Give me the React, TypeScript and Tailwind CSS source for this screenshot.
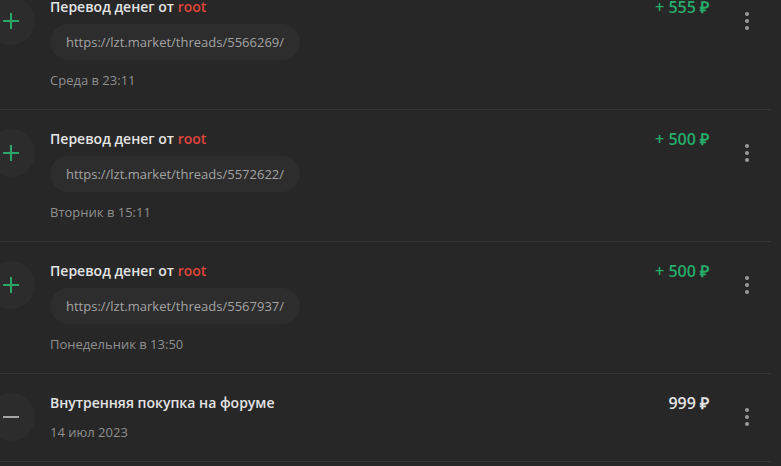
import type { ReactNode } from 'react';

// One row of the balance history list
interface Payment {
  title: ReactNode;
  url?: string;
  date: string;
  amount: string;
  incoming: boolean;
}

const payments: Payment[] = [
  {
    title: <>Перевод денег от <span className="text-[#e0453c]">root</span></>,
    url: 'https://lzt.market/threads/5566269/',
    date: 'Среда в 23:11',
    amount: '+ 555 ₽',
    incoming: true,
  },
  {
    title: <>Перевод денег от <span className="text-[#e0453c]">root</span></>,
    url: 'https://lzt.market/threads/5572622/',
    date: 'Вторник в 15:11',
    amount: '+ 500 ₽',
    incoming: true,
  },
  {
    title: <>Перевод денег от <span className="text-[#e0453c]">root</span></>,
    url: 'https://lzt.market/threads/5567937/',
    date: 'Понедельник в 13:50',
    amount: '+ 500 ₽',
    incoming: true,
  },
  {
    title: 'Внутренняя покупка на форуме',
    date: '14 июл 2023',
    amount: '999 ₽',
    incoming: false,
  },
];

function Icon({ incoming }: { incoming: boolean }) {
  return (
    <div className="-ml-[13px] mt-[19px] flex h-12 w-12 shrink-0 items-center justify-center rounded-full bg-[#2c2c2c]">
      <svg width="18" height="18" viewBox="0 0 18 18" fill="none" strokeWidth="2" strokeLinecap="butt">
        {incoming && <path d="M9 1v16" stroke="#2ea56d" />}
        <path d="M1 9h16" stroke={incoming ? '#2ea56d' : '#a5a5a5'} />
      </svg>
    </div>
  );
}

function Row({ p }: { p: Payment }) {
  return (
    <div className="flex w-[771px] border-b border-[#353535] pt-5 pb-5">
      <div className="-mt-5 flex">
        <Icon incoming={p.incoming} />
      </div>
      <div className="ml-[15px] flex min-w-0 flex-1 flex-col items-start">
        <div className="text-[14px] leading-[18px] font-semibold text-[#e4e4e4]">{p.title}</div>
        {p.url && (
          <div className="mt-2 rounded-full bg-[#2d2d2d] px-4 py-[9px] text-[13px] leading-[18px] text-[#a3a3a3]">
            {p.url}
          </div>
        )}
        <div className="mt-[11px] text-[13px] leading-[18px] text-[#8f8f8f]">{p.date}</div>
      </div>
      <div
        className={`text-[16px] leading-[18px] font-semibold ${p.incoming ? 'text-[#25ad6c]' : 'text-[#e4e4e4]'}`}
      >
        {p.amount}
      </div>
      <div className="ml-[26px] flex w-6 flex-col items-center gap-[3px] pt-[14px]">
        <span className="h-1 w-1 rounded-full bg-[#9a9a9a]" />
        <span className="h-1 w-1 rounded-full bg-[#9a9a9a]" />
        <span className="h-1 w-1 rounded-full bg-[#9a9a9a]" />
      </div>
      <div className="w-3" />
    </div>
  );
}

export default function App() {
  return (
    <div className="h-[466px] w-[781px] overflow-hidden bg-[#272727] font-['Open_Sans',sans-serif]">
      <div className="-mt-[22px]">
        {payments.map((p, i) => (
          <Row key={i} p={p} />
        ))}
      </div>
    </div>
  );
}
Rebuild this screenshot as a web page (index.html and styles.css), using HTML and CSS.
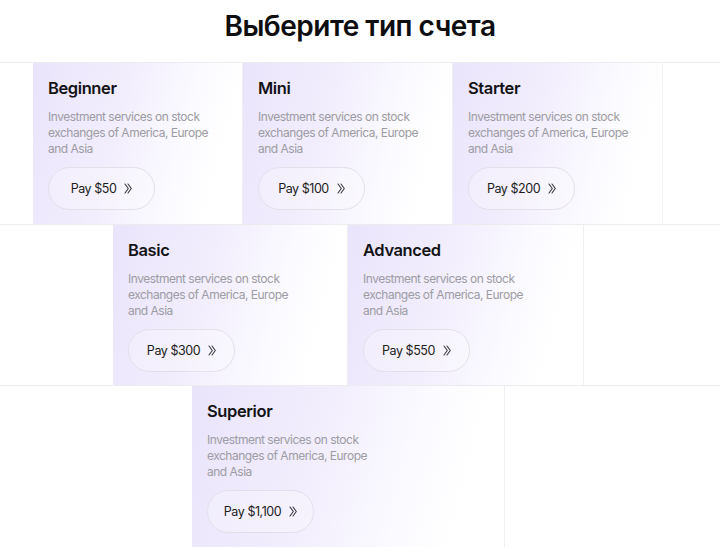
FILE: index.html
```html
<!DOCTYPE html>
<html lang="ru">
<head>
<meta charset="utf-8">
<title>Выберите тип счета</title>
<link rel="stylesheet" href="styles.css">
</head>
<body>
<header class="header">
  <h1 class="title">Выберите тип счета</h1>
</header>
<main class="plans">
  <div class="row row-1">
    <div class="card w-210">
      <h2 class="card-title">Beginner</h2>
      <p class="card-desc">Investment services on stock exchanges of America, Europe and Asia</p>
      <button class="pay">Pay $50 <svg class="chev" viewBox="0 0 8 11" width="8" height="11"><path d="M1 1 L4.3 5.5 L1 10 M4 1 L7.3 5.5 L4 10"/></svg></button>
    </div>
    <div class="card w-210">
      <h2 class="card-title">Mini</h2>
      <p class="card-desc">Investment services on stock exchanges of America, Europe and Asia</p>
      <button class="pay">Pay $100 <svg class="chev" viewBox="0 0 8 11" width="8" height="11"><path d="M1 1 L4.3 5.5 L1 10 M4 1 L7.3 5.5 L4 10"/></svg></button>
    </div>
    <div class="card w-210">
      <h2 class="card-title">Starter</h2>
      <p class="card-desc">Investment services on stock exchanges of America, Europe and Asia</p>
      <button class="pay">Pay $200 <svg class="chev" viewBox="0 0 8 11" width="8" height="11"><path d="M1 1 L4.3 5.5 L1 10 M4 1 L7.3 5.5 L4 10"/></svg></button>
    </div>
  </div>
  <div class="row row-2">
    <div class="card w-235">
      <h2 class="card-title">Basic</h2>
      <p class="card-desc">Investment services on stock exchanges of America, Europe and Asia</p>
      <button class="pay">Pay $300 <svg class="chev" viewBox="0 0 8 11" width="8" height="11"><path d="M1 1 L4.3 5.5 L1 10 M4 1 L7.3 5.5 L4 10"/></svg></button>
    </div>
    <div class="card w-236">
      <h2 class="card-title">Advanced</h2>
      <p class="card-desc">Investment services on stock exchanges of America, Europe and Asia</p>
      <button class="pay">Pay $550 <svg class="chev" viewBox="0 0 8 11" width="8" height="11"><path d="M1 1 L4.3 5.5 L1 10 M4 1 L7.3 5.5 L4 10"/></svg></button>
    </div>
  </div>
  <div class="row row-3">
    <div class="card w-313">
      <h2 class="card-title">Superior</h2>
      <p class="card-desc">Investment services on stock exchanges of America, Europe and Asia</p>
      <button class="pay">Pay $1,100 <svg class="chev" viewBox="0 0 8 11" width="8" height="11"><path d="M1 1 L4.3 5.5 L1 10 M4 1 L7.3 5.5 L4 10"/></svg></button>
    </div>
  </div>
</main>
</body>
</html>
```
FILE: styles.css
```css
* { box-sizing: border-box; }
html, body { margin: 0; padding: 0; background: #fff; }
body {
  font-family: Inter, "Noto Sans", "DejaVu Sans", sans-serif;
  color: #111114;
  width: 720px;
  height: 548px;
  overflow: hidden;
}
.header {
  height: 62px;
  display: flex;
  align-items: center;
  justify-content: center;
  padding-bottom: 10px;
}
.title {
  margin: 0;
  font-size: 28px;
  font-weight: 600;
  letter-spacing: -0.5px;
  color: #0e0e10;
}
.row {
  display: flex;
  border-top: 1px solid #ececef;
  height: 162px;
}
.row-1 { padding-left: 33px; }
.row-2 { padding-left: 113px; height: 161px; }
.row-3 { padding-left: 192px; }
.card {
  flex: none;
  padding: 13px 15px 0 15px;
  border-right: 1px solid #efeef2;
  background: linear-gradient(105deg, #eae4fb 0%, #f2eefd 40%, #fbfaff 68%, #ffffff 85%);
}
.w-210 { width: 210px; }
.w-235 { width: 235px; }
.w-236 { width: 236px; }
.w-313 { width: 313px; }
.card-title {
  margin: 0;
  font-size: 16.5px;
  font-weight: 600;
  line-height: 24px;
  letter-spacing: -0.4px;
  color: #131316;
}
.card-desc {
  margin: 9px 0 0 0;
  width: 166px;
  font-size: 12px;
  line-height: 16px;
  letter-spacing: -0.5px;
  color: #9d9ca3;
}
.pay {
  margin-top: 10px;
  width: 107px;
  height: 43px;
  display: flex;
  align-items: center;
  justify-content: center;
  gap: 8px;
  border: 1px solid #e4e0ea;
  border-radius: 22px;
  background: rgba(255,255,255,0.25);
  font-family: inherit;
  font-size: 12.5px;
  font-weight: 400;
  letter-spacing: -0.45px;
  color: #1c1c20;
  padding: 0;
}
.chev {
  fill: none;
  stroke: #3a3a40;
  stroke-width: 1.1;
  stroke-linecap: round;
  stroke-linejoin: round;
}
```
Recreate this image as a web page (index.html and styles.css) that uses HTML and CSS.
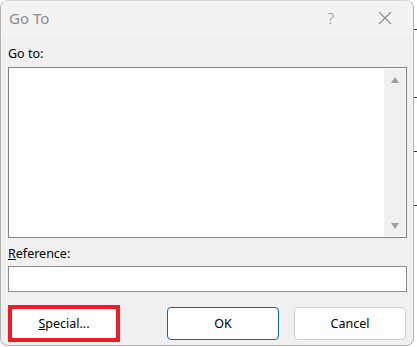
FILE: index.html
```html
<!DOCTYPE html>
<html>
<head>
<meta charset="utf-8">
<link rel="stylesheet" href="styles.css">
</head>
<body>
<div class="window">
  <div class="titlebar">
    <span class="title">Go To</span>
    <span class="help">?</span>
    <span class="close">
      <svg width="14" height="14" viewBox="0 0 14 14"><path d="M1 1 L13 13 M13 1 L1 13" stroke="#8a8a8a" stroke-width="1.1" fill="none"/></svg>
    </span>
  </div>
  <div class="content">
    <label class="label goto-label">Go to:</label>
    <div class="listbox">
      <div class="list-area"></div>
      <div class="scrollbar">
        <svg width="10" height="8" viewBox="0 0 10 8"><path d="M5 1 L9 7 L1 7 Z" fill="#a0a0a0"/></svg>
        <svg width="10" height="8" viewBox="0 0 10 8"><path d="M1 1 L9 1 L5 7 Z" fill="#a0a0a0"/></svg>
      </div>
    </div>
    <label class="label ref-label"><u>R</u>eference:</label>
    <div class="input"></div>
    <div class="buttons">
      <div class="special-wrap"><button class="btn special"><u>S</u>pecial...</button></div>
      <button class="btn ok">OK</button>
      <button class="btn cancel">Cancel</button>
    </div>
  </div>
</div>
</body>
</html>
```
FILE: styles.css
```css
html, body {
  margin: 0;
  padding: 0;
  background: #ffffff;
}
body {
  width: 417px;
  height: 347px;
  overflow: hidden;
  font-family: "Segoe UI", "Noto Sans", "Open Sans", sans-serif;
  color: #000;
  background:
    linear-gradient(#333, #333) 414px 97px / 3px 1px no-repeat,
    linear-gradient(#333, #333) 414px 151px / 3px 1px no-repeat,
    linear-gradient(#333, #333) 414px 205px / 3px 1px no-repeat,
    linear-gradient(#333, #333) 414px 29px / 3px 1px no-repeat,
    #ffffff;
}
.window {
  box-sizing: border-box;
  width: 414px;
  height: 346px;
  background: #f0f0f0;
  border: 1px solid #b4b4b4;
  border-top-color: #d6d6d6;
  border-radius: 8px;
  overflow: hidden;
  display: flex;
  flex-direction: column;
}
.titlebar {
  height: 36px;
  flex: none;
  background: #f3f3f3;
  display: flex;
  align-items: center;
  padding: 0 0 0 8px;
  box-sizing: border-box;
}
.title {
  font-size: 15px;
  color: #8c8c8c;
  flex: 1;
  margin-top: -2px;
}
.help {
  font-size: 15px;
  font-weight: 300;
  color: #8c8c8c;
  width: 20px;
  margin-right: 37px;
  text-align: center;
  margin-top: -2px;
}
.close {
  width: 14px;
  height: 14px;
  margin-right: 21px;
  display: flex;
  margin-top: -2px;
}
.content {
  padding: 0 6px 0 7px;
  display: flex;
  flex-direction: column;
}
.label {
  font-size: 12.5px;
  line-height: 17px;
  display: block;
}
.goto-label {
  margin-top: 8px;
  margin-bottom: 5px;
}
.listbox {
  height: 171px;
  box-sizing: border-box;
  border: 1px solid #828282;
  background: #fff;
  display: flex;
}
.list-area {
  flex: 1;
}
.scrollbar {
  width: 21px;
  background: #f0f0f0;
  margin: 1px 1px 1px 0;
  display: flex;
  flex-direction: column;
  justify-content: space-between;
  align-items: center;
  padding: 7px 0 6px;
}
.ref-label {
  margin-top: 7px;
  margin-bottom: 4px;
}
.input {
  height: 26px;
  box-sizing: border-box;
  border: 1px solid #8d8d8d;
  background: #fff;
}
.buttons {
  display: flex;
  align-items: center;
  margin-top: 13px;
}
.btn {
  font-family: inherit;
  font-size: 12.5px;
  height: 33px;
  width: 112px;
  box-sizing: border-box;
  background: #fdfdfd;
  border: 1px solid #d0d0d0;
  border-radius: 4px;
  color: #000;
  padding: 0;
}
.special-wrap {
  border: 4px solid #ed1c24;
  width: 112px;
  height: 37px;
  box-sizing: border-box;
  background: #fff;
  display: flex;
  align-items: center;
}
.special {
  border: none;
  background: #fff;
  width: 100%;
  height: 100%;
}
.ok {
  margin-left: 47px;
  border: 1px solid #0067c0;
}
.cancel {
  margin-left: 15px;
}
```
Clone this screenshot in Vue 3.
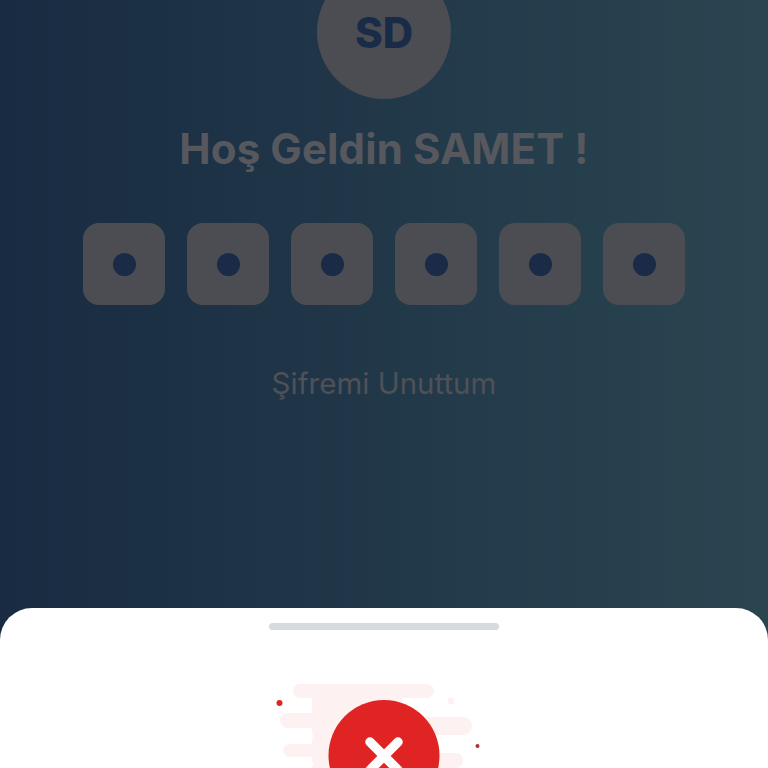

..............................

• What is being asked
List all lines from the entries that include the word "this".

• Reply
Give me the React, TypeScript and Tailwind CSS source for this screenshot.
Rebuild this screenshot as a web page (index.html and styles.css), using HTML and CSS.
Recreate this image as a web page (index.html and styles.css) that uses HTML and CSS.
Clone this screenshot in Vue 3.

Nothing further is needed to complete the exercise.